(Exercise aim)
Gather every line holding the string "this".

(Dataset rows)

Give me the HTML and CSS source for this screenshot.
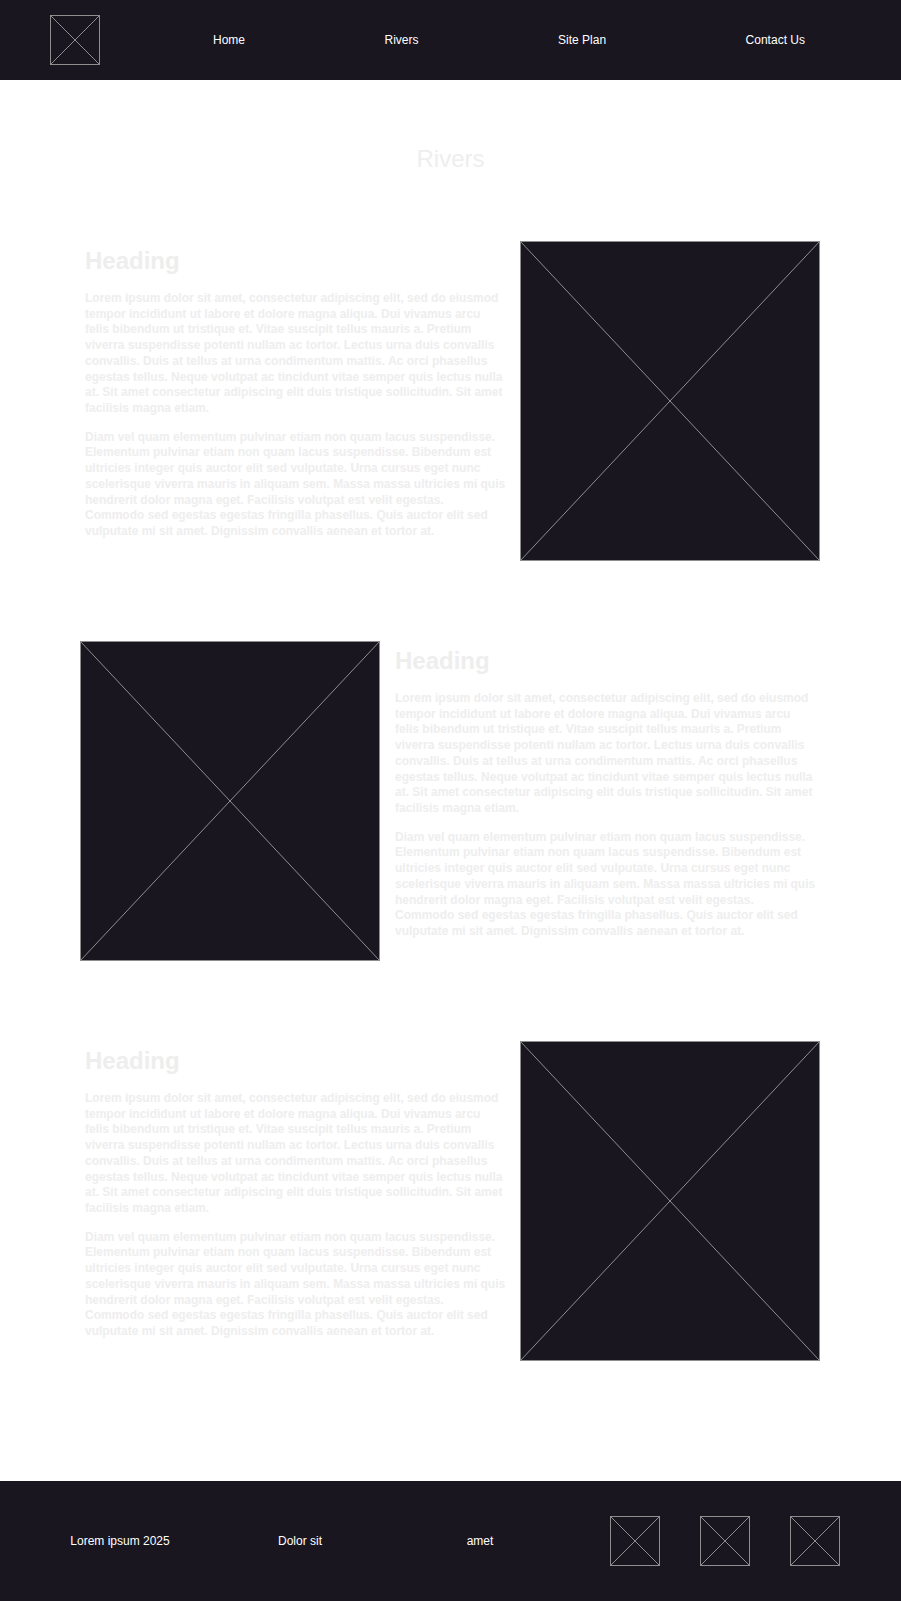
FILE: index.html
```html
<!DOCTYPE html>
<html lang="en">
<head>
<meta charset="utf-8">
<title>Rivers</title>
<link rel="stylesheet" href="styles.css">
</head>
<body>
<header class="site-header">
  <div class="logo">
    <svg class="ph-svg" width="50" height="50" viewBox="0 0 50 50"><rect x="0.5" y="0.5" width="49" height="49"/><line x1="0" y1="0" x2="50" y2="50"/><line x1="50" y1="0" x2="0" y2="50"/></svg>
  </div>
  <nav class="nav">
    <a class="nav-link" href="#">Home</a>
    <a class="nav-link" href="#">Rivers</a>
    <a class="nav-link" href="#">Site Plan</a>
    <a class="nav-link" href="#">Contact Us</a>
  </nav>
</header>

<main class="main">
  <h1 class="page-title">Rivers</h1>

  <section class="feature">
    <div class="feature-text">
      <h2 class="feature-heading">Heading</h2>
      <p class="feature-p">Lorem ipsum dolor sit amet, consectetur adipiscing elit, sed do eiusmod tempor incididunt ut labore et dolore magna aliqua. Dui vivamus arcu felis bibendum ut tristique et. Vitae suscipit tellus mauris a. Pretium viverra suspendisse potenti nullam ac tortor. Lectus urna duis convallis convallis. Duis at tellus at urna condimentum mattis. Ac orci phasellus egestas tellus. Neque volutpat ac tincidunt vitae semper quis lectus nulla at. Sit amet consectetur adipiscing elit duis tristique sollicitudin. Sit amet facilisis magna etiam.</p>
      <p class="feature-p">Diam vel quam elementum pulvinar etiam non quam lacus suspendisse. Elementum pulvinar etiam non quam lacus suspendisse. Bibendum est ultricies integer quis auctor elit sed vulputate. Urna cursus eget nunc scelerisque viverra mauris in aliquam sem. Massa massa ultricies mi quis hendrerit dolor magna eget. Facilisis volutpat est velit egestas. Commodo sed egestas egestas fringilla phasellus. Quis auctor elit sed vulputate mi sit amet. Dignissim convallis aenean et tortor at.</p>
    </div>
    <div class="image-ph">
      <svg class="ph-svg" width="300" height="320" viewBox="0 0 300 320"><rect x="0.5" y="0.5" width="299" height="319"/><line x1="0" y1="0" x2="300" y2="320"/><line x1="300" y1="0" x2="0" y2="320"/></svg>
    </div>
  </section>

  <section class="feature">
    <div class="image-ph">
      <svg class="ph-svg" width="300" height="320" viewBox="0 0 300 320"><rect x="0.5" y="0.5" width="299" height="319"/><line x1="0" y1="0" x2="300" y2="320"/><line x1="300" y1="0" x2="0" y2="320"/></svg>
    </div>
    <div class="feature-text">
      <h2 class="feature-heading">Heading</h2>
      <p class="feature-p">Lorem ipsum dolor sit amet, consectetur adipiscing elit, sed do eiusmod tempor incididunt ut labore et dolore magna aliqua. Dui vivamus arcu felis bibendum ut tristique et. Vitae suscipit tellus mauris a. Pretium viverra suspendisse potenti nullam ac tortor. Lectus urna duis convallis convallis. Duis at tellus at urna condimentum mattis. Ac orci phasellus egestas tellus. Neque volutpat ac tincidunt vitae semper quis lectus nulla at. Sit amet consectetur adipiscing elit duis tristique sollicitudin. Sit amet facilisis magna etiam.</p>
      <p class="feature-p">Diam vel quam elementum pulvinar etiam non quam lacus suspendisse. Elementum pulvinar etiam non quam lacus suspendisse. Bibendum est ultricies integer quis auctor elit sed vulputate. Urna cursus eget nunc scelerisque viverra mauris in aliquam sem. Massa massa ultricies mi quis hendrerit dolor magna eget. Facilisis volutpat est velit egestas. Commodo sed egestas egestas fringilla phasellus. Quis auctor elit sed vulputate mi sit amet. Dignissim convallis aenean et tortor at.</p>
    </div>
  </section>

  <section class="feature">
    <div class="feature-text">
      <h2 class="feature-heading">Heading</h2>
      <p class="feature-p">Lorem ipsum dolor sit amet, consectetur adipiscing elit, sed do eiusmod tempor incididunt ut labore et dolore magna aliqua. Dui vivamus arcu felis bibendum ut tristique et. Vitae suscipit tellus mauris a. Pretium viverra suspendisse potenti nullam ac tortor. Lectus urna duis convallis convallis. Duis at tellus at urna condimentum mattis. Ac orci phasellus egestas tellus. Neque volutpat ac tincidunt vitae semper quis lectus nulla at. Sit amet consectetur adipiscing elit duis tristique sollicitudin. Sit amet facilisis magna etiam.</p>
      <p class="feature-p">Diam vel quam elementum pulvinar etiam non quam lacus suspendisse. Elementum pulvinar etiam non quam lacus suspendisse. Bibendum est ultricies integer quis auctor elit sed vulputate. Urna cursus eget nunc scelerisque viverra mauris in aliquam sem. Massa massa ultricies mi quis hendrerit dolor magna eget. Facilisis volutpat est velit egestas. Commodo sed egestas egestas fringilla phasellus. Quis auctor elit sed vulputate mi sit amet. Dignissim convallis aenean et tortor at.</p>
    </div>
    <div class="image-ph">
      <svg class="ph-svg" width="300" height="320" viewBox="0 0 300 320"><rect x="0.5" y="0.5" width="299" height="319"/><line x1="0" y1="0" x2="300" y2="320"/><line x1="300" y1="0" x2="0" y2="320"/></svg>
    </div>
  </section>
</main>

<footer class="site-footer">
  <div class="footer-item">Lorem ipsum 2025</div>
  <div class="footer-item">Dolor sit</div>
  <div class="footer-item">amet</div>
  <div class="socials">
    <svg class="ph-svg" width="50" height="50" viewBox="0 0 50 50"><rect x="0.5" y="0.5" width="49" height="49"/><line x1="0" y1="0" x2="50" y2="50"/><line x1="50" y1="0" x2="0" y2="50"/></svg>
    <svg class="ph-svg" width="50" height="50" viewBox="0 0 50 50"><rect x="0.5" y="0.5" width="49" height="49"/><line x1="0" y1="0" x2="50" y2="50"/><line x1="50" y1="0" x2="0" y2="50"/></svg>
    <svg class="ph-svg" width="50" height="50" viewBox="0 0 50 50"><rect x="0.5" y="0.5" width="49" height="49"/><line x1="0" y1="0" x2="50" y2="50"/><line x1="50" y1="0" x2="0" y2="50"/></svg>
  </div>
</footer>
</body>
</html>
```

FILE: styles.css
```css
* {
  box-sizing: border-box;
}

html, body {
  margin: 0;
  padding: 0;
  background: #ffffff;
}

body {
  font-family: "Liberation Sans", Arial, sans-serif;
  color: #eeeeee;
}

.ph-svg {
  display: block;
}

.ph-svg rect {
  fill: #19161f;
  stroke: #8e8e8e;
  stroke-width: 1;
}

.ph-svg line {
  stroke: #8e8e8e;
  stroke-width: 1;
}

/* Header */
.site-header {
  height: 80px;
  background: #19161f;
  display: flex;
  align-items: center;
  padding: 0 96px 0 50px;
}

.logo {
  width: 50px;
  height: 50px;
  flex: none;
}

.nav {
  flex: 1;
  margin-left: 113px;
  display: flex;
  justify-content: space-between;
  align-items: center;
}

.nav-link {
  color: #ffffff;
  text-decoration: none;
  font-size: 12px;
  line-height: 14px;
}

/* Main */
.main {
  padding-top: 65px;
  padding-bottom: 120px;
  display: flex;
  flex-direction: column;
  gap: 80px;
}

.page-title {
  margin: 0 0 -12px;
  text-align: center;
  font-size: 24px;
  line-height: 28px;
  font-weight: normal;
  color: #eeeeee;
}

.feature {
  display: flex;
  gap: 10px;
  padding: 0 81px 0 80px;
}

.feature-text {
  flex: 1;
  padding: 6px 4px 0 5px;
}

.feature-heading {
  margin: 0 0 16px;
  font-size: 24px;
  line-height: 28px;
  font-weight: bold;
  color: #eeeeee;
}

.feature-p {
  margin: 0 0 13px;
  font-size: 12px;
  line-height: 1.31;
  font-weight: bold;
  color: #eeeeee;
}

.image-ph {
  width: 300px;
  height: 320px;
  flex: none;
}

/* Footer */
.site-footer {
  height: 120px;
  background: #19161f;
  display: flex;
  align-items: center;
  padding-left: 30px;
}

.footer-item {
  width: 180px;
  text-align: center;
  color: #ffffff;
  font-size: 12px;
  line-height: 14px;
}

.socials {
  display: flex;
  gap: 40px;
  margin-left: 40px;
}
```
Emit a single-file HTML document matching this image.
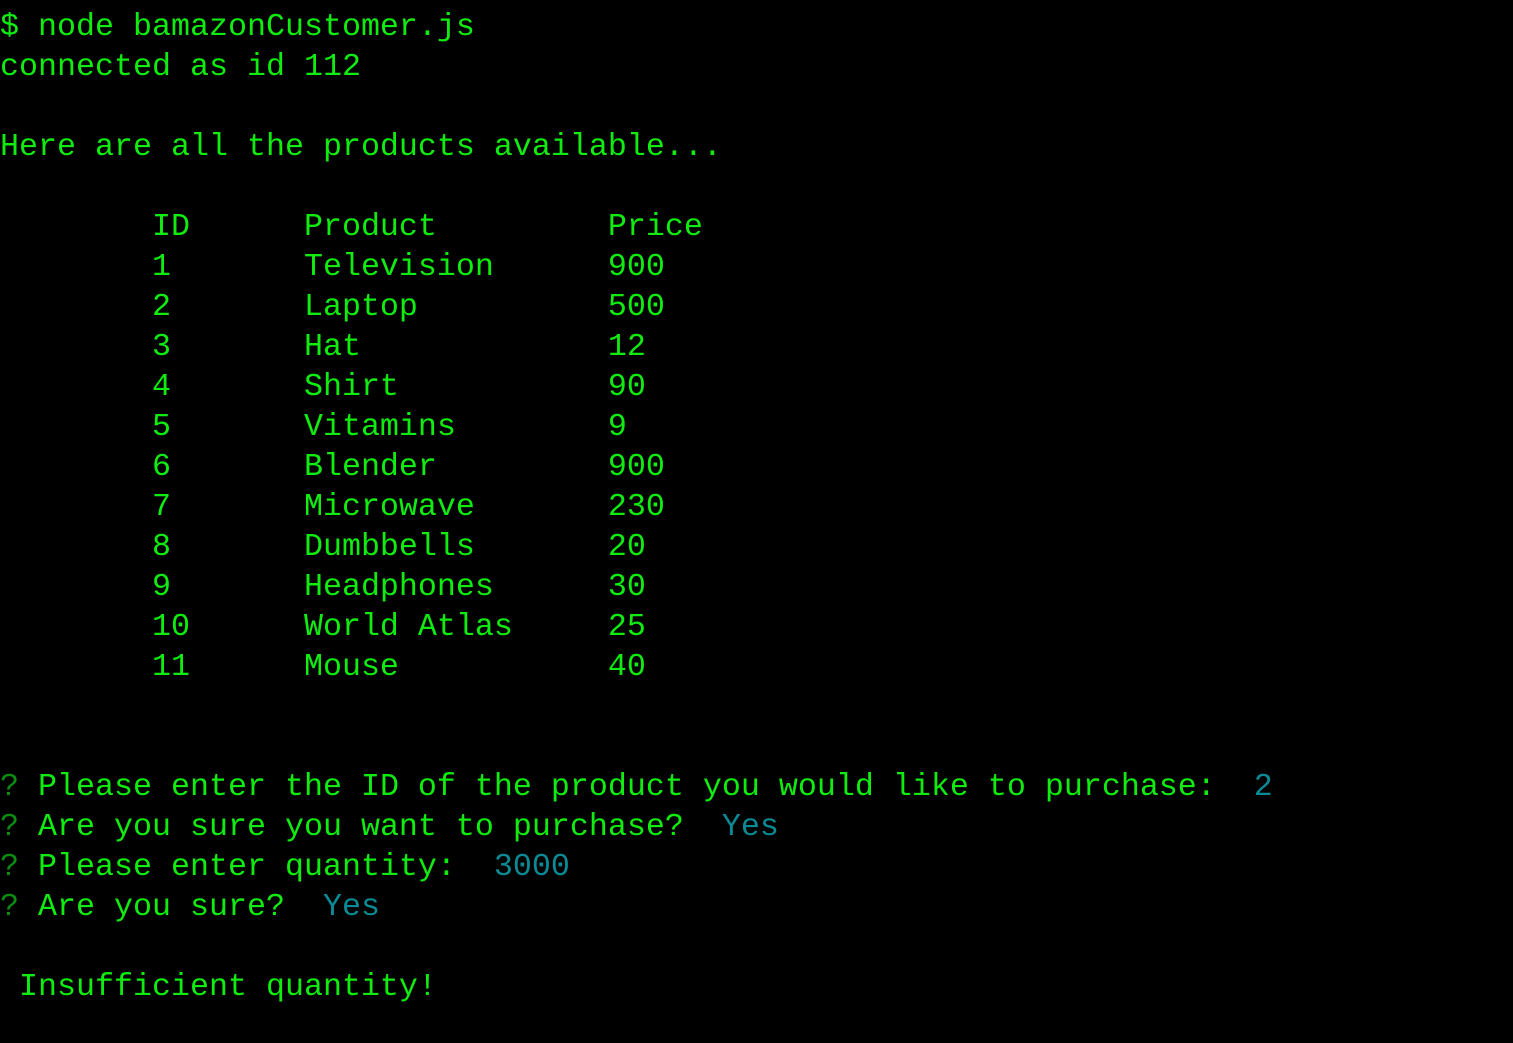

(Full answer)
Give me the HTML and CSS source for this screenshot.
Emit a single-file HTML document matching this image.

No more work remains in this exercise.